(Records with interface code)
· · · ·

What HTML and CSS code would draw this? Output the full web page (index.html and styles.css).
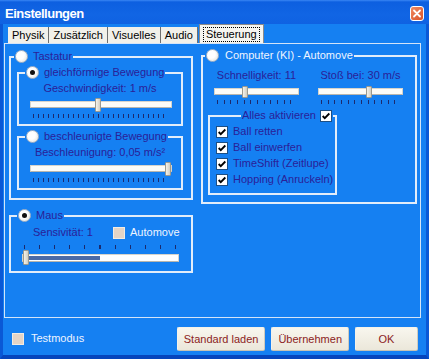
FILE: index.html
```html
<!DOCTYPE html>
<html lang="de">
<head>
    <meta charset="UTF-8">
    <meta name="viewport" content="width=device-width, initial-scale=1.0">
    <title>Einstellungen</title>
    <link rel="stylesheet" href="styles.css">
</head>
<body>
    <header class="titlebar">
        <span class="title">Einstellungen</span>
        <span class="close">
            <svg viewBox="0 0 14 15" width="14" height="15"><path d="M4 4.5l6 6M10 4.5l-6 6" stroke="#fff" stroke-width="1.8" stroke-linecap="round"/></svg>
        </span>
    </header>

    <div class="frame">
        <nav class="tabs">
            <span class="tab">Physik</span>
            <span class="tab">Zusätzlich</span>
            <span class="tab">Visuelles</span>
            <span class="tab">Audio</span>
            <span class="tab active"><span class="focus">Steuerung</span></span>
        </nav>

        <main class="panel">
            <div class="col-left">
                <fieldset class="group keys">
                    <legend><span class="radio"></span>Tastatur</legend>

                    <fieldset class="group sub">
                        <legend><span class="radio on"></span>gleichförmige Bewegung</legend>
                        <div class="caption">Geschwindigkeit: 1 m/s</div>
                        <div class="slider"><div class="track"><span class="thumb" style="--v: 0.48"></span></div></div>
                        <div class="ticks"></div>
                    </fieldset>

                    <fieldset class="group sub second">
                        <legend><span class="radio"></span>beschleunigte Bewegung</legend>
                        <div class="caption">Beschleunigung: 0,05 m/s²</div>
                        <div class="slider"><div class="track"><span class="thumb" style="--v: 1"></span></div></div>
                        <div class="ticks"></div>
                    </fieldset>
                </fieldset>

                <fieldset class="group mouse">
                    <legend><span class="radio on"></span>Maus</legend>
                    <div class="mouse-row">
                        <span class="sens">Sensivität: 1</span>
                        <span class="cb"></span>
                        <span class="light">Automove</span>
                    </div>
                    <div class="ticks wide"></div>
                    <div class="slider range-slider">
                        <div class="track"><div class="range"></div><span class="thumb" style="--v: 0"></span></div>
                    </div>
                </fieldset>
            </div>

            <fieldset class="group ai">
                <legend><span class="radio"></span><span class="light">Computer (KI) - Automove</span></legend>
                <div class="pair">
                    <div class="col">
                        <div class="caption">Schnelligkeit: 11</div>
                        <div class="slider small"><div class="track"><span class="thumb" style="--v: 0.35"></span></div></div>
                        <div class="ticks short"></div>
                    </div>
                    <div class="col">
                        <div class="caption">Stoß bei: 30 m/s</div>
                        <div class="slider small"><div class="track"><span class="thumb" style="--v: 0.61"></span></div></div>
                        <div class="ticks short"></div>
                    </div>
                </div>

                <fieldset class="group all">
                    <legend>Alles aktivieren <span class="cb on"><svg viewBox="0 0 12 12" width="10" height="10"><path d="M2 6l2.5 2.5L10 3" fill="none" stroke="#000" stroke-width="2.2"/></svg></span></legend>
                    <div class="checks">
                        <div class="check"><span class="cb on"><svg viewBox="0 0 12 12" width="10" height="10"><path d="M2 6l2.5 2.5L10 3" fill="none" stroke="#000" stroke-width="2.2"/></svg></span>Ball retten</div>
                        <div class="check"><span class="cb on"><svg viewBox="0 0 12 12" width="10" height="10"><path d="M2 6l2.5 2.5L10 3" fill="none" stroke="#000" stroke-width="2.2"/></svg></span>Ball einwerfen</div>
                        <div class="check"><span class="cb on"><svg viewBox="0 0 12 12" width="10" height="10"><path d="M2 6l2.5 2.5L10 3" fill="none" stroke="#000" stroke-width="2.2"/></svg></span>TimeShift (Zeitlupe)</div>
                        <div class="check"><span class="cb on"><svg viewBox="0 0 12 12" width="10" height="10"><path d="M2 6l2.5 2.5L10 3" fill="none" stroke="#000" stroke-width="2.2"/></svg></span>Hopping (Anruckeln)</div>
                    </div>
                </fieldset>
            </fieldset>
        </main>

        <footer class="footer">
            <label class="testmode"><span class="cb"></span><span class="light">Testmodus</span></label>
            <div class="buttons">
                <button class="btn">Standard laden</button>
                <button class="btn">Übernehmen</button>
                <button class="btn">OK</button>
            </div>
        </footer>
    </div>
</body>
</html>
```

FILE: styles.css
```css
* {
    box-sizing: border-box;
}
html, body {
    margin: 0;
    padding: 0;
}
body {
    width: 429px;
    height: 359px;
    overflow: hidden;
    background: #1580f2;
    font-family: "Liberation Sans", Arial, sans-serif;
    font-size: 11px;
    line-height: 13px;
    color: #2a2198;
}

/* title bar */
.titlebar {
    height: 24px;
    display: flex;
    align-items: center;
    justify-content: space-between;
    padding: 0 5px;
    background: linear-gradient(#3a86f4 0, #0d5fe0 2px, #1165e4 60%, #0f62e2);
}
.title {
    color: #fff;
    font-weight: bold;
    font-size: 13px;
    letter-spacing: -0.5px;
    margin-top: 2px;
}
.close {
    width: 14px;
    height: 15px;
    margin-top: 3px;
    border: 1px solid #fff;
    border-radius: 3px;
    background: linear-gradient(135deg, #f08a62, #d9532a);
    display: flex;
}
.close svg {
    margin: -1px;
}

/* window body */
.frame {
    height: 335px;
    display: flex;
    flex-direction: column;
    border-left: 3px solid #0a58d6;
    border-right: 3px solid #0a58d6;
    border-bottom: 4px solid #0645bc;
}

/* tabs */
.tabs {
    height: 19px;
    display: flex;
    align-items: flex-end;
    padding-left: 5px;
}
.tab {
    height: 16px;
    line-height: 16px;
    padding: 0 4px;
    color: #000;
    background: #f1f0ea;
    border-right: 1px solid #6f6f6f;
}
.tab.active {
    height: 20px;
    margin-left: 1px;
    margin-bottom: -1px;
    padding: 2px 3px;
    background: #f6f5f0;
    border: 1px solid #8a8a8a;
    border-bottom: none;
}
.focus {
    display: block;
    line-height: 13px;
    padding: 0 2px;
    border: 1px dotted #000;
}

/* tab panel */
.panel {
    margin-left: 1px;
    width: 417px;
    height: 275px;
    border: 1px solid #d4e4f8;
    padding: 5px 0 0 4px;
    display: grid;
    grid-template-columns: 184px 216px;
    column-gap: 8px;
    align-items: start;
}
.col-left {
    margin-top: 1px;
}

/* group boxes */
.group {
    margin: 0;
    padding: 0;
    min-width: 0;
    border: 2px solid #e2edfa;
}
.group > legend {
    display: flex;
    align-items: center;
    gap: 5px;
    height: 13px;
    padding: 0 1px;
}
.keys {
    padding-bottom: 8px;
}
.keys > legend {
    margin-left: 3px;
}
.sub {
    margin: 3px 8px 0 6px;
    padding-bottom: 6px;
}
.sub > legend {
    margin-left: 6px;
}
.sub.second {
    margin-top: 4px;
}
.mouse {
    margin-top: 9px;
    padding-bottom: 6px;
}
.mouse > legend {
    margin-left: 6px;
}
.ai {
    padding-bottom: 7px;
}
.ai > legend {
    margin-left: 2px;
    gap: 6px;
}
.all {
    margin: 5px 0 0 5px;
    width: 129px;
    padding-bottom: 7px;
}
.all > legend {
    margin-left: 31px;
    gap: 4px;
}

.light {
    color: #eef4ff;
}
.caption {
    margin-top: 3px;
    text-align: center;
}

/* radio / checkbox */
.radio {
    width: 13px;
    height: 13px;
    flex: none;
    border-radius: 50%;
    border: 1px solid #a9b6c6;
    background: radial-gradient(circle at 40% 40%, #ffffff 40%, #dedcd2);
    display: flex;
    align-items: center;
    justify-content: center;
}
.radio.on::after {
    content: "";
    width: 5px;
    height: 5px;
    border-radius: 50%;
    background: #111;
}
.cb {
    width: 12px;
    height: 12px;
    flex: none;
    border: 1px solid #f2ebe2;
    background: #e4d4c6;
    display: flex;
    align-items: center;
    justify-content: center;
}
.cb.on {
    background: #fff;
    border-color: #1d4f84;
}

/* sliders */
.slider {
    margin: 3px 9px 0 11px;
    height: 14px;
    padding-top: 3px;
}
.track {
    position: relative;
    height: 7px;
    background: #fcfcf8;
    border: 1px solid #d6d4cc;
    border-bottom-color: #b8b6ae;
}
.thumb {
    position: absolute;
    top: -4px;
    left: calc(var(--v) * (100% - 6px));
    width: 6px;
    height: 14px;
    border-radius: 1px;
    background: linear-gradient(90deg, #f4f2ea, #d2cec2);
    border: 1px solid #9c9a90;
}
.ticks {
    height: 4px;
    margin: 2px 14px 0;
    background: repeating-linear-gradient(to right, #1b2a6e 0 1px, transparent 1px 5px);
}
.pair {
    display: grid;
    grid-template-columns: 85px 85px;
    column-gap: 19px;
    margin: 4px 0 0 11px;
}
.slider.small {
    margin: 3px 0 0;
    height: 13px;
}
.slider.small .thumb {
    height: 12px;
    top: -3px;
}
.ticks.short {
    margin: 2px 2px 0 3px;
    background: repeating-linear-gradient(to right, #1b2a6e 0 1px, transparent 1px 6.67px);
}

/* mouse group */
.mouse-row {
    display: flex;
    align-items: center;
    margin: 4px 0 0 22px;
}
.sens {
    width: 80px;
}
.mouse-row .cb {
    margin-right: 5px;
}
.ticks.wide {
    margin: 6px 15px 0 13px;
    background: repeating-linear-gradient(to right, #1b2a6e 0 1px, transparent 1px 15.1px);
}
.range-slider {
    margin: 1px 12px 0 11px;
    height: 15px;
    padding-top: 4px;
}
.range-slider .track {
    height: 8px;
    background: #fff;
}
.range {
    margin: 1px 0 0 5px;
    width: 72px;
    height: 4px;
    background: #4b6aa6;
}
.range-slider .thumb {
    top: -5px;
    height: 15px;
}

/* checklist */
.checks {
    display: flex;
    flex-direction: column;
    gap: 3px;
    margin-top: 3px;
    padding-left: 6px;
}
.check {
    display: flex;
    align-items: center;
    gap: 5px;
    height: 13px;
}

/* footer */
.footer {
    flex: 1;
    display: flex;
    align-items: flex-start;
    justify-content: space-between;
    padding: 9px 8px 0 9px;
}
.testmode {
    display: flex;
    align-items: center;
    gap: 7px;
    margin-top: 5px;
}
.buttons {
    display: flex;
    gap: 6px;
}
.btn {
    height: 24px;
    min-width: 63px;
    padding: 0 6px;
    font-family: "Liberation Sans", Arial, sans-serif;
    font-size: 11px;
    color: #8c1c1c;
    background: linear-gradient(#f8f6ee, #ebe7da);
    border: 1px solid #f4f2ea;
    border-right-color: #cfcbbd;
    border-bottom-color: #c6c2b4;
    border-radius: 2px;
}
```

· · · ·

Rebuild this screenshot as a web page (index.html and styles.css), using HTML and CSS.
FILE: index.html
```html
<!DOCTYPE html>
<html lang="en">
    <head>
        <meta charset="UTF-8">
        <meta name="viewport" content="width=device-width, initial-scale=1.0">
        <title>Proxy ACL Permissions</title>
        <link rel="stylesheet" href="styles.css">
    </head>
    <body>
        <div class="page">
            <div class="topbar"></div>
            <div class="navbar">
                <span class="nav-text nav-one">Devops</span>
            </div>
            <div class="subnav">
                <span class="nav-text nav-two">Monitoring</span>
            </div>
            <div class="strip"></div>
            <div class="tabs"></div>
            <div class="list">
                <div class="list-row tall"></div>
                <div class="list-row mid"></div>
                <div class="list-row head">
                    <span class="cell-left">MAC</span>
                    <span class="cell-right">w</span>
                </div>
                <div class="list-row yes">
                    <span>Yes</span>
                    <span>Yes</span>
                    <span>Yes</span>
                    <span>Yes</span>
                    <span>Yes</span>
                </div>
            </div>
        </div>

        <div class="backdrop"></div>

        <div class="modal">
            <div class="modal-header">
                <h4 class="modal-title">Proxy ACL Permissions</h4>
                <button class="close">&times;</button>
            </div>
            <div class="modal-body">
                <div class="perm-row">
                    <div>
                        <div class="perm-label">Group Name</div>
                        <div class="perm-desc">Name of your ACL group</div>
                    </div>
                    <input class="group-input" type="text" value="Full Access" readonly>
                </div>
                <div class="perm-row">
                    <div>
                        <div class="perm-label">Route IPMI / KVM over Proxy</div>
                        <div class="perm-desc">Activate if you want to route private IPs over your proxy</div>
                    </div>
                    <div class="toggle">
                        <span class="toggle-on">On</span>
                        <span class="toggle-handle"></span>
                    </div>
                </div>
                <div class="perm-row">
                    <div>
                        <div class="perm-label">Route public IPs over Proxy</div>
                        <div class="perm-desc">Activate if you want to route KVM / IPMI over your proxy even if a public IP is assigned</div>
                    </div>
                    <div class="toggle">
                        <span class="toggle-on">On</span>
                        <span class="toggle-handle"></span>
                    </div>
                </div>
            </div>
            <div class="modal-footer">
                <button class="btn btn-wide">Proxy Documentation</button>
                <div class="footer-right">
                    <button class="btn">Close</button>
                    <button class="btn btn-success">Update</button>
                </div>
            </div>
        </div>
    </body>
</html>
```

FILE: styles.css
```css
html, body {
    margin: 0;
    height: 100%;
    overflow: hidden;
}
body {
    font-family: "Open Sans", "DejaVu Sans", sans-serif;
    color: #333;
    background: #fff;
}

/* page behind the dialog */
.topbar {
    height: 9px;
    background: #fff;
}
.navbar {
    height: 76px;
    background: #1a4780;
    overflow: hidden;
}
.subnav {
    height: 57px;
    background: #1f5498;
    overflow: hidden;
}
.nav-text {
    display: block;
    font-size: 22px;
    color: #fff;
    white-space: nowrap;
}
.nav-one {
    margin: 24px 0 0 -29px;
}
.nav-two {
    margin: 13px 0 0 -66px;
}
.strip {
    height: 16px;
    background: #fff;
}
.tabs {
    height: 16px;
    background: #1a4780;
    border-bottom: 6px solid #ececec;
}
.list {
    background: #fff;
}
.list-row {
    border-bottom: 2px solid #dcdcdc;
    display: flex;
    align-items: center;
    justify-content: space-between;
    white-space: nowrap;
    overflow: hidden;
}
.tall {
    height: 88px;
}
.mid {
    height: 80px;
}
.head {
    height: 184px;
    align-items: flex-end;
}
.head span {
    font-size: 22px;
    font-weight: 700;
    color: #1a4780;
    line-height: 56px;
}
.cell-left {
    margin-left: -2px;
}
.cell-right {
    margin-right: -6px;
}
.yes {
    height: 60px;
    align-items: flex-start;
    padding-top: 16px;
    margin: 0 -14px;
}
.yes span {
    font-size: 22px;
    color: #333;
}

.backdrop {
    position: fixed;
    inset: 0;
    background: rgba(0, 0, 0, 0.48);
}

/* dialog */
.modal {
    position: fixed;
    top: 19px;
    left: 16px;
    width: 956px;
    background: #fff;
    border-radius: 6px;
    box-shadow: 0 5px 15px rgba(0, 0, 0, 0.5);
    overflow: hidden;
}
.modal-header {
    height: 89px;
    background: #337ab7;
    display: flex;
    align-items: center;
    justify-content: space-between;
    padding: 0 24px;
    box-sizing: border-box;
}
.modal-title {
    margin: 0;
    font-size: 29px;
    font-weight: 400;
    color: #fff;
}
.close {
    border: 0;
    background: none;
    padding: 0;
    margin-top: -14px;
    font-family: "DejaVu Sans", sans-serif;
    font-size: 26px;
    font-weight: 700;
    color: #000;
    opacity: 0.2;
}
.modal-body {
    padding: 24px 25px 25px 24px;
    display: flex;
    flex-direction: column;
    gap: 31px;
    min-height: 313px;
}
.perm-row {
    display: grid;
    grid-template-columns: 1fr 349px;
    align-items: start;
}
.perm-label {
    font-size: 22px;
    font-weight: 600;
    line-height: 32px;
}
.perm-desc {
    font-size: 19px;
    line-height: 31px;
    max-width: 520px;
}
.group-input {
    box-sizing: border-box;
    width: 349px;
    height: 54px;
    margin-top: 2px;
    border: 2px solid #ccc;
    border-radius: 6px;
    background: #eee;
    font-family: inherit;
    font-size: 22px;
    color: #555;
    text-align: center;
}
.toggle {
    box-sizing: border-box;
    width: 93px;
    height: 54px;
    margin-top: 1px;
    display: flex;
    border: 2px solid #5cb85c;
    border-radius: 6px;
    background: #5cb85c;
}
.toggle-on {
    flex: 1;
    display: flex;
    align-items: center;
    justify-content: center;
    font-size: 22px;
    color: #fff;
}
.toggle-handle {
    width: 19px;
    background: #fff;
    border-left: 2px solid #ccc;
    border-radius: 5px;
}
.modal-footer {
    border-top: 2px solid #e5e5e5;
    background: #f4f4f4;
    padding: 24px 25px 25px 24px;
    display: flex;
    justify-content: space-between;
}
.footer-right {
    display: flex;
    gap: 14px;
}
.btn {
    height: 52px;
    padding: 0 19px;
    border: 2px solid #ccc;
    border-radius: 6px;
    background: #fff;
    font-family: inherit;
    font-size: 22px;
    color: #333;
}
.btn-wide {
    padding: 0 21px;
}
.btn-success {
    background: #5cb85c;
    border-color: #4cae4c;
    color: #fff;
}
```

· · · ·

Exercise objective = Pull out every line above that holds the word "styles".

Answer =
What HTML and CSS code would draw this? Output the full web page (index.html and styles.css).
    <link rel="stylesheet" href="styles.css">
FILE: styles.css
Rebuild this screenshot as a web page (index.html and styles.css), using HTML and CSS.
        <link rel="stylesheet" href="styles.css">
FILE: styles.css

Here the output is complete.